Museum Leaders: The Words You Use

Words Matter

This week a colleague posted the following on social media: “Five words to use when describing what others would call a bitch: Formidable, assertive, dominant, powerful, decisive. I proudly claim all of those attributes. Screw the bitch one.” Since it’s Women’s History Month and also the time of year when many of you will either be doing performance reviews or participating in them, we thought we should focus on language, gender, and performance.

You may believe you’ve got this particular issue covered. You wore red on International Women’s day; your museum is all over Women’s History Month; you’ve gotten approval from your board to revise your organization’s personnel policies with an eye toward mitigating gender bias. And the vast majority of your staff–particularly in education and collections– is women. What more can you do?

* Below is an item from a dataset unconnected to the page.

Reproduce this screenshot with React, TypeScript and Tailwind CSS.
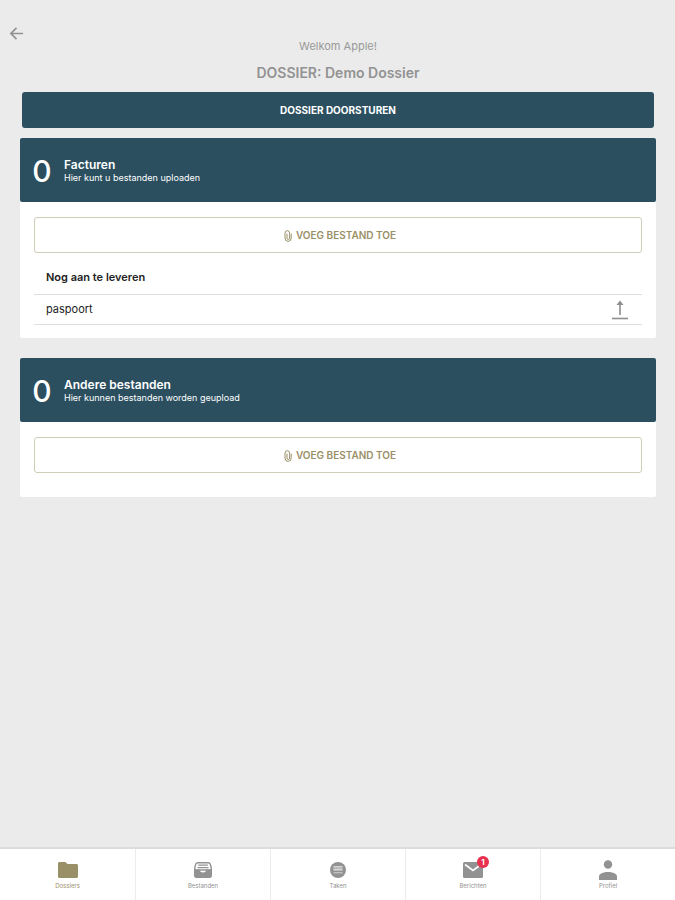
import React from "react";
import clsx from "clsx";

type IconProps = { className?: string };

const BackIcon = ({ className }: IconProps): JSX.Element => (
  <svg viewBox="0 0 16 16" fill="none" stroke="currentColor" strokeWidth="1.8" className={className}>
    <path d="M15 8H2M8 2L2 8l6 6" />
  </svg>
);

const ClipIcon = ({ className }: IconProps): JSX.Element => (
  <svg viewBox="0 0 8 12" fill="none" stroke="currentColor" strokeWidth="1" strokeLinecap="round" className={className}>
    <path d="M7.2 4v4a3.1 3.4 0 0 1-6.2 0V3.2a2.3 2.5 0 0 1 4.6 0v4.9a1.3 1.4 0 0 1-2.6 0V4" />
  </svg>
);

const UploadIcon = ({ className }: IconProps): JSX.Element => (
  <svg viewBox="0 0 16 20" fill="none" stroke="currentColor" className={className}>
    <path d="M8 15V2" strokeWidth="1.6" />
    <path d="M8 0.5L11.5 5h-7z" fill="currentColor" stroke="none" />
    <path d="M0 18.500h16" strokeWidth="1.600" />
  </svg>
);

const FolderIcon = ({ className }: IconProps): JSX.Element => (
  <svg viewBox="0 0 20 16" fill="currentColor" className={className}>
    <path d="M1.5 0h5.2c.6 0 1 .2 1.400.6L9.300 2h9.200c.8 0 1.500.6 1.500 1.500v11c0 .9-.7 1.500-1.500 1.500h-17C.7 16 0 15.400 0 14.500v-13C0 .7.7 0 1.500 0z" />
  </svg>
);

const TrayIcon = ({ className }: IconProps): JSX.Element => (
  <svg viewBox="0 0 18 16" className={className}>
    <path d="M4 .7h10c1.200 0 2 .5 2.300 1.600L17.300 6v2H.7V6l1-3.700C2 1.200 2.800.7 4 .7z" fill="#fff" stroke="currentColor" strokeWidth="1.400" />
    <path d="M4.200 3.200h9.600M3.500 5.600h11" stroke="currentColor" strokeWidth="1.200" />
    <path d="M0 7.500h5.500c.3 1.900 1.600 3 3.500 3s3.200-1.100 3.500-3H18v6.300c0 1.200-.9 2.200-2.200 2.200H2.200C.9 16 0 15 0 13.800z" fill="currentColor" />
  </svg>
);

const TaskIcon = ({ className }: IconProps): JSX.Element => (
  <svg viewBox="0 0 16 16" className={className}>
    <circle cx="8" cy="8" r="8" fill="currentColor" />
    <rect x="3.500" y="4.500" width="9" height="4.500" fill="#bbb" />
    <path d="M3.500 4.500h9M3.500 7.500h9M3.500 10.800h9" stroke="#d5d5d5" strokeWidth="1" />
  </svg>
);

const MailIcon = ({ className }: IconProps): JSX.Element => (
  <svg viewBox="0 0 20 16" className={className}>
    <rect width="20" height="16" rx="1.500" fill="currentColor" />
    <path d="M2 2.500L10 8.500l8-6" fill="none" stroke="#fff" strokeWidth="1.600" />
  </svg>
);

const PersonIcon = ({ className }: IconProps): JSX.Element => (
  <svg viewBox="0 0 18 20" fill="currentColor" className={className}>
    <circle cx="9" cy="4.500" r="4.200" />
    <path d="M0 20v-3.500C0 13.500 4.500 12 9 12s9 1.500 9 4.500V20z" />
  </svg>
);

interface DossierCardProps {
  count: number;
  title: string;
  description: string;
}

const DossierCard = ({
  count,
  title,
  description,
  children,
}: React.PropsWithChildren<DossierCardProps>): JSX.Element => {
  return (
    <section className="rounded-xs bg-white">
      <header className="flex h-16 items-center gap-3 rounded-xs bg-[#2b4f5f] pt-px pl-3 text-white">
        <span className="w-5 text-center text-[30px] leading-8 font-medium">{count}</span>
        <div className="flex flex-col pt-px">
          <h2 className="text-[12px] leading-[14px] font-semibold">{title}</h2>
          <p className="text-[9px] leading-3">{description}</p>
        </div>
      </header>
      <div className="px-[14px] pt-[15px] pb-[13px]">
        <button className="flex h-9 w-full items-center justify-center gap-1 rounded-[3px] border border-[#cfccb8] pt-px pl-1 text-[10px] font-semibold text-[#9a9067]">
          <ClipIcon className="h-3 w-2" />
          VOEG BESTAND TOE
        </button>
        {children}
      </div>
    </section>
  );
};

const tabs = [
  { label: "Dossiers", Icon: FolderIcon, size: "h-4 w-5", active: true, badge: 0 },
  { label: "Bestanden", Icon: TrayIcon, size: "h-4 w-[18px]", active: false, badge: 0 },
  { label: "Taken", Icon: TaskIcon, size: "h-4 w-4", active: false, badge: 0 },
  { label: "Berichten", Icon: MailIcon, size: "h-4 w-5", active: false, badge: 1 },
  { label: "Profiel", Icon: PersonIcon, size: "h-5 w-[18px]", active: false, badge: 0 },
];

const TabBar: React.FC = () => {
  return (
    <nav className="grid grid-cols-5 border-t-2 border-[#dcdcdc] bg-white">
      {tabs.map(({ label, Icon, size, active, badge }) => (
        <a
          key={label}
          href="#"
          className={clsx(
            "flex h-[51px] flex-col items-center border-l border-[#ececec] pt-[11px] first:border-l-0",
            active ? "text-[#9a9067]" : "text-[#929292]"
          )}
        >
          <span className="relative flex h-5 items-center">
            <Icon className={size} />
            {badge > 0 && (
              <span className="absolute -top-1 -right-1.5 h-3 w-3 rounded-full bg-[#e8304f] text-center text-[8px] leading-3 font-bold text-white">
                {badge}
              </span>
            )}
          </span>
          <span className="text-[6px] leading-3">{label}</span>
        </a>
      ))}
    </nav>
  );
};

const App: React.FC = () => {
  return (
    <div className="flex min-h-screen flex-col bg-[#ebebeb] font-['Inter',sans-serif] text-[#222]">
      <main className="relative flex-1 pt-[38px] pr-[19px] pl-5">
        <button aria-label="Terug" className="absolute top-[26px] left-[9px] text-[#929292]">
          <BackIcon className="h-[15px] w-[15px]" />
        </button>
        <p className="text-center text-[11px] leading-4 text-[#999]">Welkom Apple!</p>
        <h1 className="mt-2 text-center text-[14px] leading-[22px] font-semibold text-[#929292]">
          DOSSIER: Demo Dossier
        </h1>
        <div className="mt-2 px-0.5">
          <button className="block h-9 w-full rounded-[3px] bg-[#2b4f5f] text-[10px] font-bold text-white">
            DOSSIER DOORSTUREN
          </button>
        </div>

        <div className="mt-[10px] flex flex-col gap-5">
          <DossierCard
            count={0}
            title="Facturen"
            description="Hier kunt u bestanden uploaden"
          >
            <h3 className="px-3 pt-4 pb-[9px] text-[11px] leading-4 font-semibold">
              Nog aan te leveren
            </h3>
            <div className="flex h-[31px] items-center justify-between border-y border-[#dedede] pr-[14px] pl-3 text-[11px]">
              <span>paspoort</span>
              <button aria-label="Upload paspoort" className="text-[#8e8e8e]">
                <UploadIcon className="h-5 w-4" />
              </button>
            </div>
          </DossierCard>
          <DossierCard
            count={0}
            title="Andere bestanden"
            description="Hier kunnen bestanden worden geupload"
          >
            <div className="h-[11px]" />
          </DossierCard>
        </div>
      </main>
      <TabBar />
    </div>
  );
};

export default App;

The answer is plenty. While the list above is laudable, a lot of gender bias happens unconsciously which is why it deserves more work, particularly when it comes to language. Are you aware, for example, that in a 2014 study of tech industry performance reviews  women were far more likely to receive critical feedback then men–71-percent vs. 2-percent? Worse, the criticism was associated with perceived personality traits. In other words, even when men and women both received suggestions for improvement, and, after all, that’s in part what performance reviews are about, those for women were tied to perceived behavior. They included words like bitchy, bossy, brash, abrasive and aggressive. To the woman on the receiving end that translates to “improve your staff presentations and, by the way, stop being so (insert-your-adjective-here.)”

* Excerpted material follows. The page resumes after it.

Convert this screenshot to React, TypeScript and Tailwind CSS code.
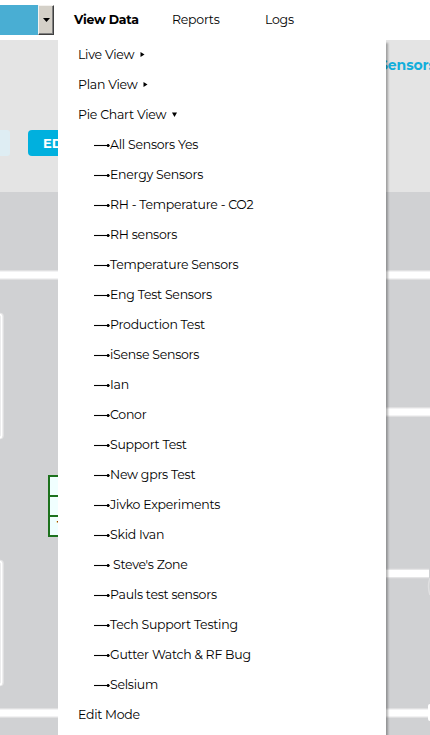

And let’s be clear: Women are not immune to unconscious bias so this isn’t a male leadership versus a female leadership thing. Women also tend to evaluate men on their potential rather than behavior, offering constructive criticism, while being supportive. Women’s evaluations, whether done by men or women, tend to be more focused on behavior causing the women being evaluated to prove themselves again and again. What this means is women are evaluated by the way they have done something while men are evaluated by their capacity to improve.

And bias isn’t something that only rears its head in relation to others. When I asked permission to use the opening quote, I discovered that its author, Ilene Frank, Chief Curator at the CT Historical Society, had actually used the word bitch about herself. She explained it this way: “I had a moment the other day where, after making a comment that needed to be made, I felt bad about the tone I used and the force with which the statement came out. No one criticized me for it, but I felt bad. I texted my girlfriend and wrote ‘I think I was just a bitch.” To which she, in her wisdom, responded, “How about assertive?'”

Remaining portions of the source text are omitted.